Giovanni Quaglia - Eu diria que não está vencendo, mas está ocupando espaços vazios. Espaços que foram deixados vazios pelo Poder Público por muito tempo. É tempo agora de o Governo e, sobretudo, o governo local, ao nível municipal, ocupar esses espaços.

- O Brasil é apontado pelo relatório anual da Junta Internacional de Fiscalização de Entorpecentes como um dos maiores mercados consumidores de maconha da América Latina. Como acabar com esse comércio e conter a violência em conseqüência?

- O Brasil é um grande consumidor de maconha, sobretudo porque é também o maior país da América Latina e a maior população, com mais de 170 milhões de pessoas. A prevalência de uso não é maior no Brasil do que nos outros países. É praticamente igual à da Argentina e à do Chile. Só que o tamanho do país faz com que, naturalmente, a quantidade consumida seja maior. De toda forma, o relatório focaliza neste ano as ações que os governos têm que tomar ao nível das comunidades. Esta é a novidade do enfoque da Jife.

- Esse contingente de jovens mortos no Brasil – 30 mil homicídios ocorrem por ano – representa uma perda substancial de força de trabalho. O que as Nações Unidas têm em mente para ajudar o governo e a sociedade a resolver esse grave problema?

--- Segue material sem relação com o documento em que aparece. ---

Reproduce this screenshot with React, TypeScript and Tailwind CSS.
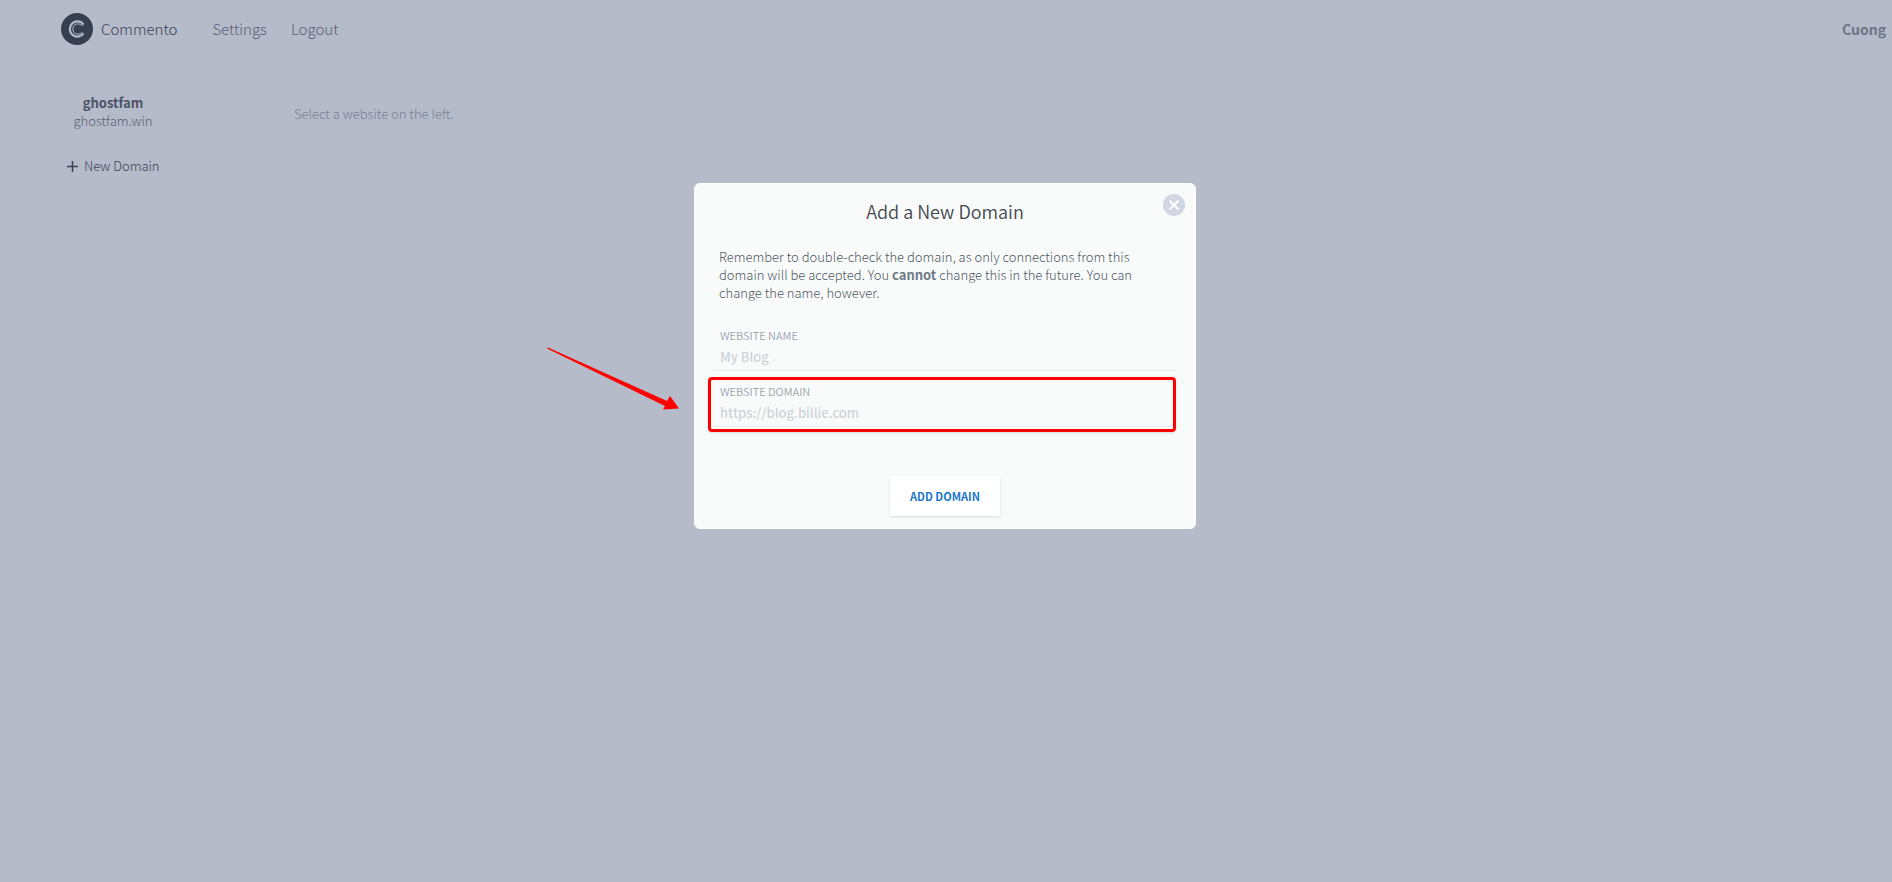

- São 30 mil pessoas e esses são os dados oficiais. Os dados reais podem trazer números mais altos do que esse. E, naturalmente, muitos desses homicídios estão relacionados a brigas entre gangues de traficantes para o controle do território. O percentual menor é o de mortes nos conflitos entre policiais e traficantes. E muita gente inocente acaba sofrendo as conseqüências: morrem porque estão no lugar errado, no momento errado, às vezes de forma inocente, sem ter nada a ver com o tráfico.

Poderiam ser desenvolvidas parcerias entre a Jife e o governo brasileiro para tratar o problema nas comunidades?

- Nós queremos atuar ao nível dos municípios, que é onde as pessoas moram e atuam. É onde estão os problemas de violência. Começamos agora a trabalhar uma parceria com o município do Rio de Janeiro, levando a ação a três favelas. Será uma iniciativa piloto e vamos ver se trará os resultados esperados.

Uma das principais recomendações da Jife para o enfrentamento do problema é o fortalecimento das políticas de prevenção. Quais setores da sociedade deveriam ser mobilizados?

- As experiências internacionais mostram que quando um país investe na prevenção – aí incluídas todas as ações de tratamento e de reinserção social – a relação custo/benefício é muito boa. Queremos que no Brasil também se preste uma maior atenção ao tratamento dos dependentes químicos e, sobretudo, à reinserção social, que também é importante. Nós acreditamos que o futuro está nesta direção.

De que forma o cidadão poderá dar sua contribuição nessa verdadeira guerra contra o crime organizado?

- É verdade que a maioria dos homicídios se dá nas comunidades pobres. Em última análise, são eles os mais atingidos pela violência trazida pelo tráfico. Mas existem várias iniciativas de caráter preventivo que poderão ser adotadas, como trabalhar nestas comunidades carentes para ajudar a resolver problemas de abuso de drogas. O setor público pode ajudar criando serviços dentro dessas comunidades para ajudar as famílias a resolver os seus próprios problemas e, com isso, aproximar-se das comunidades. Para combater o narcotráfico no Brasil, é preciso agir neste "tráfico de varejo" e não apenas no combate às grandes organizações do narcotráfico. Essas comunidades vivem sob o medo gerado pelos grupos de traficantes que influenciam negativamente sua qualidade de vida.